A review by ana_ribeiro
Morreste-me by José Luís Peixoto

5.0

A primeira vez que li este livro foi algures em 2009 quando o adquiri, adorei imenso e fiquei maravilhada com a escrita; sendo que o JLP tinha apenas 22 anos quando escreveu este texto (transformado em livro). E a riqueza e complexidade da escrita já eram tão grandes, já tinha um talento inigualável. Impossível não gostar, não se ficar rendido e conquistado. Eu fico sempre.

"Agora, és o rio e as margens e a nascente; és o dia, e a tarde dentro do dia, e o sol dentro da tarde; és o mundo todo por seres a sua pele. Pai."

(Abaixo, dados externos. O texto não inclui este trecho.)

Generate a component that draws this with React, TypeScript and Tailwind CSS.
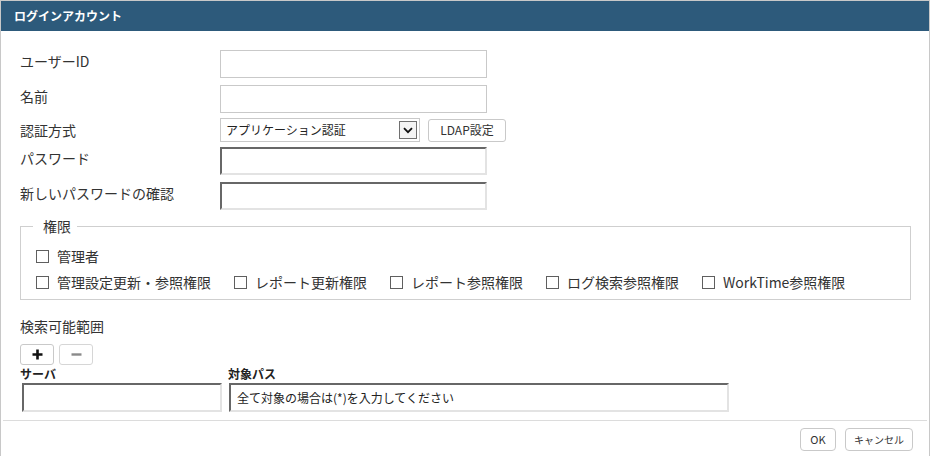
import React from "react";

const lightInput = "h-[28px] w-[267px] border border-[#c9c9c9] bg-white";
const insetInput =
  "border-2 border-t-[#676767] border-l-[#676767] border-b-[#e3e3e3] border-r-[#e3e3e3] bg-white";

function Check({ label, last }: { label: string; last?: boolean }) {
  return (
    <div className={"flex items-center h-[20px] " + (last ? "" : "mr-[23px]")}>
      <span className="w-[13px] h-[13px] border border-[#5f5f5f] bg-white shrink-0" />
      <span className="ml-[8px] text-[14px] leading-[20px] text-[#333]">{label}</span>
    </div>
  );
}

export default function App() {
  return (
    <div className="w-[930px] h-[462px] bg-white font-['Noto_Sans_CJK_JP','Noto_Sans',sans-serif] text-[#333]">
      <div className="w-[930px] h-[456px] border-t border-l border-r border-[#c8c8c8] flex flex-col">
        <div className="h-[30px] bg-[#2d5a7b] text-white text-[12px] font-bold pl-[13px] flex items-center leading-none">
          ログインアカウント
        </div>

        <div className="pl-[19px]">
          {/* row 1 */}
          <div className="flex items-start mt-[19px]">
            <div className="w-[200px] pt-px text-[14px] leading-[20px]">ユーザーID</div>
            <div className={lightInput} />
          </div>
          {/* row 2 */}
          <div className="flex items-start mt-[7px]">
            <div className="w-[200px] pt-px text-[14px] leading-[20px]">名前</div>
            <div className={lightInput} />
          </div>
          {/* row 3 */}
          <div className="flex items-center mt-[5px] h-[24px]">
            <div className="w-[200px] text-[14px] leading-[20px]">認証方式</div>
            <div className="w-[200px] h-[24px] border border-[#c9c9c9] bg-white flex items-center justify-between pl-[5px] pr-[2px]">
              <span className="text-[12px] leading-none text-[#222]">アプリケーション認証</span>
              <span className="w-[18px] h-[18px] border border-[#707070] bg-[#f4f4f4] flex items-center justify-center">
                <svg width="10" height="7" viewBox="0 0 10 7">
                  <path d="M1 1.2 L5 5.2 L9 1.2" fill="none" stroke="#111" strokeWidth="1.8" />
                </svg>
              </span>
            </div>
            <div className="ml-[8px] w-[78px] h-[23px] border border-[#c9c9c9] rounded-[3px] bg-white flex items-center justify-center text-[12px] leading-none text-[#333]">
              LDAP設定
            </div>
          </div>
          {/* row 4 */}
          <div className="flex items-start mt-[5px]">
            <div className="w-[200px] pt-px text-[14px] leading-[20px]">パスワード</div>
            <div className={"h-[28px] w-[267px] " + insetInput} />
          </div>
          {/* row 5 */}
          <div className="flex items-start mt-[7px]">
            <div className="w-[200px] pt-px text-[14px] leading-[20px]">新しいパスワードの確認</div>
            <div className={"h-[28px] w-[267px] " + insetInput} />
          </div>

          {/* 権限 */}
          <fieldset className="mt-[6px] w-[891px] border border-[#cfcfcf] p-0 m-0">
            <legend className="ml-[12px] pl-[10px] pr-[6px] text-[14px] leading-[20px]">権限</legend>
            <div className="pl-[15px] pt-[10px] pb-[7px] flex flex-col gap-[6px]">
              <div className="flex">
                <Check label="管理者" />
              </div>
              <div className="flex">
                <Check label="管理設定更新・参照権限" />
                <Check label="レポート更新権限" />
                <Check label="レポート参照権限" />
                <Check label="ログ検索参照権限" />
                <Check label="WorkTime参照権限" last />
              </div>
            </div>
          </fieldset>

          {/* 検索可能範囲 */}
          <div className="mt-[16px] text-[14px] leading-[20px]">検索可能範囲</div>
          <div className="flex mt-[8px] gap-[5px]">
            <div className="w-[34px] h-[21px] border border-[#c9c9c9] rounded-[3px] bg-white flex items-center justify-center">
              <svg width="11" height="11" viewBox="0 0 11 11">
                <path d="M5.5 0.5 V10.5 M0.5 5.5 H10.5" stroke="#111" strokeWidth="2.6" />
              </svg>
            </div>
            <div className="w-[34px] h-[21px] border border-[#d6d6d6] rounded-[3px] bg-white flex items-center justify-center">
              <svg width="11" height="11" viewBox="0 0 11 11">
                <path d="M0.5 5.5 H10.5" stroke="#8a8a8a" strokeWidth="2.4" />
              </svg>
            </div>
          </div>
          <div className="flex mt-[1px]">
            <div className="w-[208px]">
              <div className="text-[12px] font-bold leading-[16px] text-[#222]">サーバ</div>
              <div className={"mt-[1px] ml-[2px] h-[29px] w-[200px] " + insetInput} />
            </div>
            <div>
              <div className="text-[12px] font-bold leading-[16px] text-[#222]">対象パス</div>
              <div className={"mt-[1px] ml-[1px] h-[29px] w-[500px] flex items-center pl-[6px] text-[12px] text-[#222] " + insetInput}>
                全て対象の場合は(*)を入力してください
              </div>
            </div>
          </div>
        </div>

        <div className="mt-[8px] mx-[2px] h-px bg-[#dcdcdc]" />
        <div className="flex justify-end mt-[7px] pr-[16px] gap-[9px]">
          <div className="w-[36px] h-[23px] border border-[#c9c9c9] rounded-[4px] bg-white flex items-center justify-center text-[11px] leading-none text-[#333]">
            OK
          </div>
          <div className="w-[68px] h-[23px] border border-[#c9c9c9] rounded-[4px] bg-white flex items-center justify-center text-[10px] leading-none text-[#333]">
            キャンセル
          </div>
        </div>
      </div>
    </div>
  );
}
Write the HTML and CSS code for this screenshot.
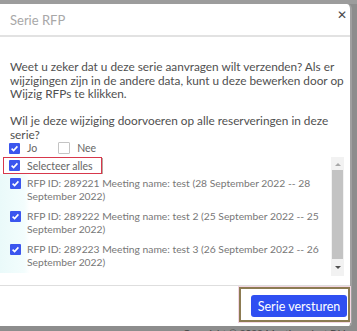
FILE: index.html
```html
<!DOCTYPE html>
<html>
<head>
<meta charset="utf-8">
<link rel="stylesheet" href="styles.css">
</head>
<body>
<div class="topstrip"></div>
<div class="modal">
  <div class="header">
    <span class="title">Serie RFP</span>
    <span class="close">&#10005;</span>
  </div>
  <div class="content">
    <p class="para">Weet u zeker dat u deze serie aanvragen wilt verzenden? Als er<br>wijzigingen zijn in de andere data, kunt u deze bewerken door op<br>Wijzig RFPs te klikken.</p>
    <p class="para">Wil je deze wijziging doorvoeren op alle reserveringen in deze<br>serie?</p>
    <div class="options">
      <label class="opt"><span class="cb on"><svg viewBox="0 0 11 11"><path d="M2.6 5.6 L4.6 7.5 L8.4 3.4" /></svg></span>Jo</label>
      <label class="opt"><span class="cb off"></span>Nee</label>
    </div>
    <div class="scrollwrap">
      <div class="list">
        <div class="selectall"><span class="cb on"><svg viewBox="0 0 11 11"><path d="M2.6 5.6 L4.6 7.5 L8.4 3.4" /></svg></span>Selecteer alles</div>
        <div class="item"><span class="cb on"><svg viewBox="0 0 11 11"><path d="M2.6 5.6 L4.6 7.5 L8.4 3.4" /></svg></span><span class="itxt">RFP ID: 289221 Meeting name: test (28 September 2022 -- 28<br>September 2022)</span></div>
        <div class="item"><span class="cb on"><svg viewBox="0 0 11 11"><path d="M2.6 5.6 L4.6 7.5 L8.4 3.4" /></svg></span><span class="itxt">RFP ID: 289222 Meeting name: test 2 (25 September 2022 -- 25<br>September 2022)</span></div>
        <div class="item"><span class="cb on"><svg viewBox="0 0 11 11"><path d="M2.6 5.6 L4.6 7.5 L8.4 3.4" /></svg></span><span class="itxt">RFP ID: 289223 Meeting name: test 3 (26 September 2022 -- 26<br>September 2022)</span></div>
      </div>
      <div class="scrollbar">
        <span class="arrow up"></span>
        <span class="thumb"></span>
        <span class="arrow down"></span>
      </div>
    </div>
  </div>
  <div class="footer">
    <div class="highlight"><button class="btn">Serie versturen</button></div>
  </div>
</div>
<div class="copyright">Copyright © 2022 Meetingselect B.V.</div>
</body>
</html>
```
FILE: styles.css
```css
html, body {
  margin: 0;
  padding: 0;
}
body {
  width: 357px;
  height: 331px;
  overflow: hidden;
  background: #8d8d8d;
  font-family: Lato, "Open Sans", sans-serif;
}
.topstrip {
  height: 4px;
  background: #9c9c9c;
}
.modal {
  width: 352px;
  height: 322px;
  background: #fff;
  border-right: 2px solid #a0a0a0;
  border-radius: 0 5px 3px 0;
  display: flex;
  flex-direction: column;
  box-sizing: border-box;
}
.header {
  height: 33px;
  border-bottom: 2px solid #e2e2e2;
  display: flex;
  align-items: flex-start;
  justify-content: space-between;
  padding: 0 0 0 10px;
  box-sizing: border-box;
}
.title {
  margin-top: 8px;
  font-size: 13px;
  color: #a8a8a8;
  line-height: 16px;
}
.close {
  margin-top: 4px;
  margin-right: 3px;
  font-size: 12px;
  font-weight: bold;
  color: #4a4a4a;
  font-family: "DejaVu Sans", sans-serif;
}
.content {
  padding: 23px 6px 0 10px;
  height: 249px;
  box-sizing: border-box;
  border-bottom: 1px solid #dedede;
}
.para {
  margin: 0 0 13.5px 0;
  font-size: 11.8px;
  line-height: 13.5px;
  color: #505050;
  white-space: nowrap;
}
.para + .para {
  margin-bottom: 0;
}
.options {
  display: flex;
  gap: 21px;
  height: 14px;
  align-items: center;
  margin-left: -1px;
}
.opt {
  display: flex;
  align-items: center;
  gap: 7px;
  font-size: 10.5px;
  color: #666;
}
.cb {
  width: 11px;
  height: 11px;
  box-sizing: border-box;
  border-radius: 1px;
  flex: none;
  display: inline-block;
}
.cb.on {
  background: #3b56ee;
}
.cb.on svg {
  width: 11px;
  height: 11px;
  display: block;
}
.cb.on path {
  fill: none;
  stroke: #fff;
  stroke-width: 1.6;
}
.cb.off {
  background: #fff;
  border: 1px solid #c4c4c4;
  width: 12px;
  height: 12px;
}
.scrollwrap {
  display: flex;
  height: 119px;
  margin-top: 2px;
}
.list {
  flex: 1;
}
.scrollbar {
  width: 13px;
  background: #f2f2f2;
  display: flex;
  flex-direction: column;
  align-items: center;
  padding-top: 6px;
  box-sizing: border-box;
}
.arrow {
  width: 0;
  height: 0;
  border-left: 3px solid transparent;
  border-right: 3px solid transparent;
}
.arrow.up {
  border-bottom: 3px solid #a8a8a8;
}
.arrow.down {
  border-top: 3px solid #505050;
  margin-top: 7px;
}
.thumb {
  width: 11px;
  height: 89px;
  margin-top: 4px;
  background: #c3c3c3;
}
.selectall {
  display: flex;
  align-items: center;
  gap: 7px;
  width: 99px;
  height: 17px;
  box-sizing: border-box;
  margin-left: -7px;
  padding-left: 5px;
  border: 1.5px solid #d7384c;
  box-shadow: 1px 1px 0 #b8a8a0;
  font-size: 10.5px;
  color: #666;
}
.item {
  display: flex;
  align-items: flex-start;
  gap: 6px;
  padding: 3px 0 4px 0;
  margin-left: -10px;
  padding-left: 10px;
  background: linear-gradient(to right, #eafafa 0, #f3fdfd 24px, #fff 30px);
}
.item .cb {
  margin-top: 1px;
}
.itxt {
  font-size: 10.3px;
  line-height: 13px;
  color: #777;
  white-space: nowrap;
}
.footer {
  flex: 1;
  display: flex;
  justify-content: flex-end;
  align-items: flex-start;
  padding-top: 1px;
  padding-right: 0;
}
.highlight {
  width: 111px;
  height: 35px;
  box-sizing: border-box;
  border: 2px solid #8c7b52;
  box-shadow: 0 0 0 1px #f3d6e2;
  display: flex;
  align-items: flex-start;
  justify-content: flex-end;
  padding: 6px 1px 0 0;
}
.btn {
  width: 96px;
  height: 22px;
  border: none;
  border-radius: 3px;
  background: #2f4ff2;
  color: #fff;
  font-family: Lato, "Open Sans", sans-serif;
  font-size: 12.5px;
  padding: 0;
}
.copyright {
  margin-top: 1px;
  padding-left: 183px;
  font-size: 10px;
  color: #444;
  line-height: 12px;
}
```
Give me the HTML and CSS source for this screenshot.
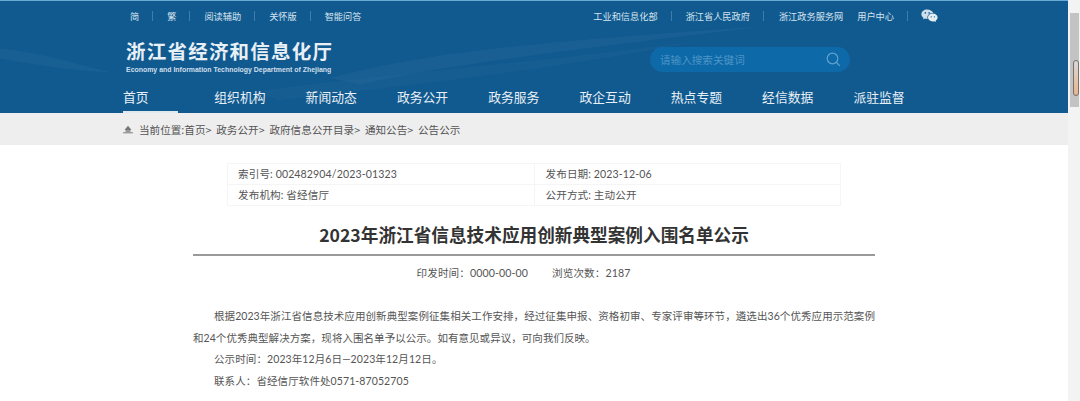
FILE: index.html
```html
<!DOCTYPE html>
<html lang="zh-CN">
<head>
<meta charset="utf-8">
<title>2023年浙江省信息技术应用创新典型案例入围名单公示</title>
<link rel="stylesheet" href="styles.css">
</head>
<body>
<div class="window">
  <div class="page">
    <header class="header">
      <svg class="waves" viewBox="0 0 1068 113" preserveAspectRatio="none" aria-hidden="true">
        <path d="M0 48 C40 52 70 62 110 72 C70 70 35 64 0 58Z" fill="#fff" opacity=".03"/>
        <path d="M330 78 C430 50 560 40 760 26 C600 46 470 60 360 84Z" fill="#fff" opacity=".035"/>
        <path d="M250 92 C400 72 540 62 700 40 C560 68 420 84 280 100Z" fill="#fff" opacity=".025"/>
      </svg>
      <div class="topbar">
        <ul class="links links-left">
          <li class="link sep">简</li>
          <li class="link sep">繁</li>
          <li class="link sep">阅读辅助</li>
          <li class="link sep">关怀版</li>
          <li class="link">智能问答</li>
        </ul>
        <ul class="links links-right">
          <li class="link sep">工业和信息化部</li>
          <li class="link sep">浙江省人民政府</li>
          <li class="link">浙江政务服务网</li>
          <li class="link sep user">用户中心</li>
          <li class="wechat">
            <svg width="17" height="14" viewBox="0 0 17 14" aria-hidden="true">
              <path d="M6.2 0.6C2.9 0.6 0.4 2.7 0.4 5.3c0 1.5.8 2.7 2.1 3.6L2 10.6l2-1c.7.2 1.4.3 2.1.3h.5a4 4 0 0 1-.2-1.3c0-2.6 2.4-4.5 5.4-4.5h.4C11.200 2.100 8.900.6 6.200.6Z" fill="#cfdfeb"/>
              <path d="M16.600 8.500c0-2.200-2.200-3.900-4.800-3.900s-4.800 1.700-4.800 3.900 2.200 3.900 4.800 3.900c.6 0 1.100-.1 1.600-.2l1.600.9-.4-1.400c1.200-.8 2-1.900 2-3.200Z" fill="#e6eef4"/>
              <circle cx="4.300" cy="3.900" r=".8" fill="#115a90"/>
              <circle cx="8.100" cy="3.900" r=".8" fill="#115a90"/>
              <circle cx="10.200" cy="7.800" r=".65" fill="#115a90"/>
              <circle cx="13.400" cy="7.800" r=".65" fill="#115a90"/>
            </svg>
          </li>
        </ul>
      </div>
      <div class="brand-row">
        <div class="brand">
          <div class="brand-cn">浙江省经济和信息化厅</div>
          <div class="brand-en">Economy and Information Technology Department of Zhejiang</div>
        </div>
        <div class="search">
          <span class="search-text">请输入搜索关键词</span>
          <svg width="15" height="15" viewBox="0 0 15 15" aria-hidden="true">
            <circle cx="6.500" cy="6.500" r="5.300" fill="none" stroke="#5fa3cf" stroke-width="1.200"/>
            <path d="M10.500 10.500L13.800 13.800" stroke="#5fa3cf" stroke-width="1.200" fill="none"/>
          </svg>
        </div>
      </div>
      <nav class="nav">
        <a class="nav-item active"><span>首页</span></a>
        <a class="nav-item"><span>组织机构</span></a>
        <a class="nav-item"><span>新闻动态</span></a>
        <a class="nav-item"><span>政务公开</span></a>
        <a class="nav-item"><span>政务服务</span></a>
        <a class="nav-item"><span>政企互动</span></a>
        <a class="nav-item"><span>热点专题</span></a>
        <a class="nav-item"><span>经信数据</span></a>
        <a class="nav-item"><span>派驻监督</span></a>
      </nav>
    </header>
    <div class="crumbs">
      <svg class="home" width="10" height="9" viewBox="0 0 10 9" aria-hidden="true">
        <path d="M5 .8L1.500 5h7Z" fill="#777"/>
        <path d="M.2 7.300h9.600v1H.2Z" fill="#777"/>
        <path d="M2.500 5h5v2h-5Z" fill="#999"/>
      </svg>
      <span>当前位置:首页&gt; 政务公开&gt; 政府信息公开目录&gt; 通知公告&gt; 公告公示</span>
    </div>
    <main class="main">
      <table class="info">
        <tr><td>索引号: 002482904/2023-01323</td><td>发布日期: 2023-12-06</td></tr>
        <tr><td>发布机构: 省经信厅</td><td>公开方式: 主动公开</td></tr>
      </table>
      <h1 class="title">2023年浙江省信息技术应用创新典型案例入围名单公示</h1>
      <div class="meta"><span>印发时间：0000-00-00</span><span>浏览次数：2187</span></div>
      <article class="article">
        <p>根据2023年浙江省信息技术应用创新典型案例征集相关工作安排，经过征集申报、资格初审、专家评审等环节，遴选出36个优秀应用示范案例和24个优秀典型解决方案，现将入围名单予以公示。如有意见或异议，可向我们反映。</p>
        <p>公示时间：2023年12月6日—2023年12月12日。</p>
        <p>联系人：省经信厅软件处0571-87052705</p>
      </article>
    </main>
  </div>
  <aside class="scrollbar" aria-hidden="true">
    <div class="sb-arrow"></div>
    <div class="sb-track"><div class="sb-thumb"></div></div>
  </aside>
</div>
</body>
</html>
```
FILE: styles.css
```css
* { box-sizing: border-box; }
html, body { margin: 0; padding: 0; height: 401px; overflow: hidden; background: #fff; }
body { font-family: "Noto Sans CJK SC", "Noto Sans", sans-serif; color: #444; }
ul { list-style: none; margin: 0; padding: 0; }

.window { display: flex; height: 401px; overflow: hidden; }
.page { flex: 1 1 auto; min-width: 0; }

.header {
  position: relative;
  height: 113px;
  background: #115a90;
  border-top: 1px solid #6aa9d2;
  overflow: hidden;
}
.waves { position: absolute; inset: 0; width: 100%; height: 100%; }

.topbar {
  position: relative;
  display: flex;
  justify-content: space-between;
  height: 30px;
  padding: 0 130px;
  align-items: center;
}
.links { display: flex; align-items: center; }
.link {
  font-size: 9.200px;
  line-height: 12px;
  color: #d5e3ee;
  white-space: nowrap;
}
.links-left .link.sep { margin-right: 28px; position: relative; }
.links-left .link.sep::after, .links-right .link.sep::after {
  content: "";
  position: absolute;
  top: 1px;
  right: -14px;
  width: 1px;
  height: 10px;
  background: #3d7eac;
}
.links-right .link { position: relative; margin-right: 28px; }
.links-right .link:nth-child(2) { margin-right: 29px; }
.links-right .link:nth-child(3) { margin-right: 14px; }
.links-right .user { margin-right: 27px; }
.wechat { display: flex; }

.brand-row {
  position: relative;
  display: flex;
  justify-content: space-between;
  padding: 8px 218px 0 126px;
  height: 50px;
}
.brand-cn {
  font-size: 19.500px;
  line-height: 23px;
  font-weight: 700;
  color: #e8f0f6;
  letter-spacing: 1.220px;
  white-space: nowrap;
}
.brand-en {
  font-size: 6.950px;
  line-height: 9px;
  font-weight: 700;
  font-family: "Liberation Sans", sans-serif;
  color: #cfdfeb;
  white-space: nowrap;
  margin-top: 3px;
}
.search {
  display: flex;
  align-items: center;
  justify-content: space-between;
  width: 200px;
  height: 25px;
  margin-top: 8px;
  padding: 0 9px 0 10px;
  border-radius: 13px;
  background: #0e69a8;
}
.search-text { font-size: 10.600px; color: #4c95c6; white-space: nowrap; }

.nav { position: relative; display: flex; padding-left: 123px; height: 32px; }
.nav-item {
  flex: 0 0 91.300px;
  font-size: 12.800px;
  line-height: 32px;
  color: #e9f0f5;
  white-space: nowrap;
}
.nav-item span { display: inline-block; height: 32px; }
.nav-item.active span { width: 55px; border-bottom: 2px solid #dfe9f0; }

.crumbs {
  display: flex;
  align-items: center;
  gap: 6px;
  height: 32px;
  padding-left: 123px;
  background: #eeeeee;
  font-size: 10.600px;
  word-spacing: 2.500px;
  color: #555;
}

.main { padding: 18px 193px 0; }
.info {
  width: 614px;
  margin: 0 auto 0 34px;
  border-collapse: collapse;
  table-layout: fixed;
  font-family: "Lato", "Noto Sans CJK SC", sans-serif;
  font-size: 10.600px;
  letter-spacing: .1px;
  color: #555;
}
.info td {
  height: 21px;
  padding: 0 0 0 10px;
  border: 1px solid #f5f5f5;
  line-height: 16px;
  white-space: nowrap;
}
.info td + td { padding-left: 11px; }
.title {
  margin: 0;
  padding-top: 15px;
  height: 50px;
  border-bottom: 2px solid #9a9a9a;
  font-size: 17.650px;
  line-height: 27px;
  font-weight: 700;
  text-align: center;
  color: #333;
  white-space: nowrap;
}
.meta {
  display: flex;
  justify-content: center;
  gap: 24px;
  padding: 9px 21px 0 0;
  font-family: "Lato", "Noto Sans CJK SC", sans-serif;
  font-size: 10.600px;
  letter-spacing: .1px;
  line-height: 16px;
  color: #555;
}
.article {
  padding-top: 25px;
  font-family: "Lato", "Noto Sans CJK SC", sans-serif;
  font-size: 10.500px;
  letter-spacing: .05px;
  line-height: 21.600px;
  color: #555;
}
.article p { margin: 0; text-indent: 2em; text-align: justify; }
.article p + p { letter-spacing: .1px; }

.scrollbar { flex: 0 0 12px; background: #f3f3f3; display: flex; flex-direction: column; }
.sb-arrow { height: 13px; }
.sb-track { height: 94px; margin: 0 1px 0 2px; background: #c3c3c3; position: relative; }
.sb-thumb {
  position: absolute;
  top: 47px;
  left: 3px;
  width: 6px;
  height: 36px;
  border: 1px solid #77706b;
  border-radius: 3px;
  background: linear-gradient(#d8d8d8, #e9b48d);
}
```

Incrível a forma como olha a perda do seu pai.

Este ano perdi a minha avó materna precisamente da mesma doença que vitimou o pai do JLP: o cancro. Sabia que quando decidisse reler este livro iria ter um sentido e uma importância muito diferentes. E teve. Revi-me tantas e tantas vezes nas palavras dele, voltei tantas e tantas vezes ao hospital, aos últimos momentos da minha avó, ao seu sofrimento, luta e esforço. Até os pensamentos foram sôfregos assim como a leitura.

"No quarto, numa cama qualquer que não a tua, o teu corpo, pai. (...) O ar com que lutavas, lutavas sempre, gritava o seu caminho rouco"

Nesta frase esta presente a última imagem que guardo da minha avó: ela ali, naquela cama do hospital, deitada e adormecida, com aquela respiração precisamente... rouca. =(. Fez-me relembrar tanto. Nem imaginam o quanto.

"És brilhante entre os que dormem. Pai."

A leitura como disse é sôfrega, penso que o texto assim o exige, o texto tem pouca pontuação resumindo-se a vírgulas e pontos finais, obrigando a uma reflexão continua e existencial. Por entre memórias, viagens, saudade e perda entramos no subconsciente do autor, nos seus pensamentos e sentimentos. Nos desejos e na dor.

Difícil controlar as lágrimas e a emoção que nos consome a cada palavra, a cada pausa.

Amei este livro, como seria de esperar. A leitura foi dura, mas ainda mais marcante.

"Parou a chuva no céu. E eu quis-te levar. Fizeste tanto por mim, fizeste-me, e só pude te levar."

"É luz o tempo, Pai."

"Parto de ti, viajo nos teus cominhos, voto, perco-me e desencontro-me no enredo de ti, nasço, morro, parto de ti, viajo no escuro que deixaste e chego, chego finalmente a ti."

"Ficou o teu sorriso no que não esqueço, ficaste todo em mim. Pai."

Leitura recomendada! Não deixem de ler.